17. The remote site of claim 16 wherein the received frame includes a first signal based on the sequence number n, and the sequence determining means includes means for decoding the first signal.

18. The remote site of claim 17 wherein the received frame includes a second signal based on the launch time for the received frame, and the launch time determining means includes means for decoding the second signal.

19. The remote site of claim 18, the transmitting means further including means for receiving a synchronization signal from a satellite.

20. The remote site of claim 19, wherein the receiving means further includes a backbone channel.

21. The remote site of claim 20 wherein the first signal and the second signal are embedded in the received frame.

22. The remote site of claim 21, wherein the backbone channel further includes a variable delay.

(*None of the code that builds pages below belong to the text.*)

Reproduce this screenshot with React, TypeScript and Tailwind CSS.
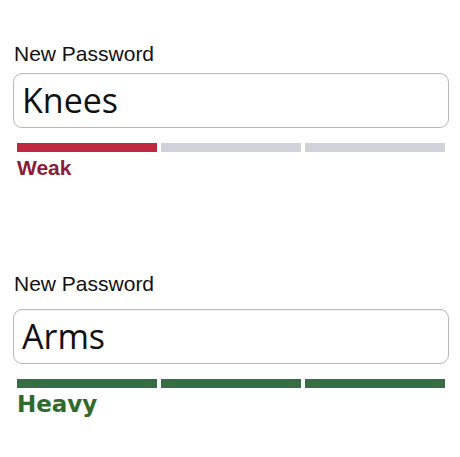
const sans = { fontFamily: '"Liberation Sans", Arial, sans-serif' };

type Strength = {
  value: string;
  label: string;
  filled: number;
  barClass: string;
  textClass: string;
};

function PasswordField({ strength, labelGap }: { strength: Strength; labelGap: string }) {
  return (
    <div className="flex flex-col">
      <label className="pl-px text-[21px] leading-[24px] text-[#111]" style={sans}>
        New Password
      </label>
      <div
        className={`${labelGap} flex h-[55px] items-center rounded-[9px] border border-[#b9b9b9] bg-white pl-2 shadow-[inset_0_1px_1px_rgba(0,0,0,0.04)]`}
      >
        <span className="font-['Open_Sans',sans-serif] text-[34px] text-[#111]">
          {strength.value}
        </span>
      </div>
      <div className="mt-[15px] grid grid-cols-3 gap-1 px-1">
        {[0, 1, 2].map((i) => (
          <div
            key={i}
            className={`h-[9px] ${i < strength.filled ? strength.barClass : 'bg-[#cfd2d8]'}`}
          />
        ))}
      </div>
      <span className={`pl-1 ${strength.textClass}`}>{strength.label}</span>
    </div>
  );
}

export default function App() {
  return (
    <div className="flex min-h-[457px] w-[460px] flex-col bg-white pl-[13px] pr-[11px] pt-[42px]">
      <PasswordField
        strength={{
          value: 'Knees',
          label: 'Weak',
          filled: 1,
          barClass: 'bg-[#c0283f]',
          textClass: "mt-[4px] font-['Liberation_Sans',Arial,sans-serif] text-[21px] font-bold leading-[24px] text-[#8b1c3a]",
        }}
        labelGap="mt-[7px]"
      />
      <div className="mt-[92px]">
        <PasswordField
          strength={{
            value: 'Arms',
            label: 'Heavy',
            filled: 3,
            barClass: 'bg-[#356e44]',
            textClass: "mt-[3px] font-['DejaVu_Sans',sans-serif] text-[23px] font-bold leading-[26px] text-[#2f6a2c]",
          }}
          labelGap="mt-[13px]"
        />
      </div>
    </div>
  );
}
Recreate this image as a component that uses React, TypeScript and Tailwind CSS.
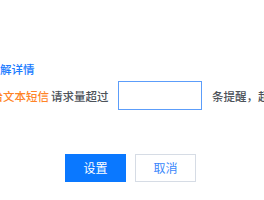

23. The remote site of claim 22, where the backbone channel includes a link comprising one or more modems.

24. The remote site of claim 17, the transmitting means further including means for receiving a synchronization signal from a satellite.

25. The remote site of claim 24 wherein the receiving means further includes a backbone channel.

26. The remote site of claim 25 wherein the first signal and the second signal are embedded in the received frame.

27. The remote site of claim 26, where the backbone channel further includes a variable delay.

28. The remote site of claim 27, where the backbone channel includes a link comprising one or more modems.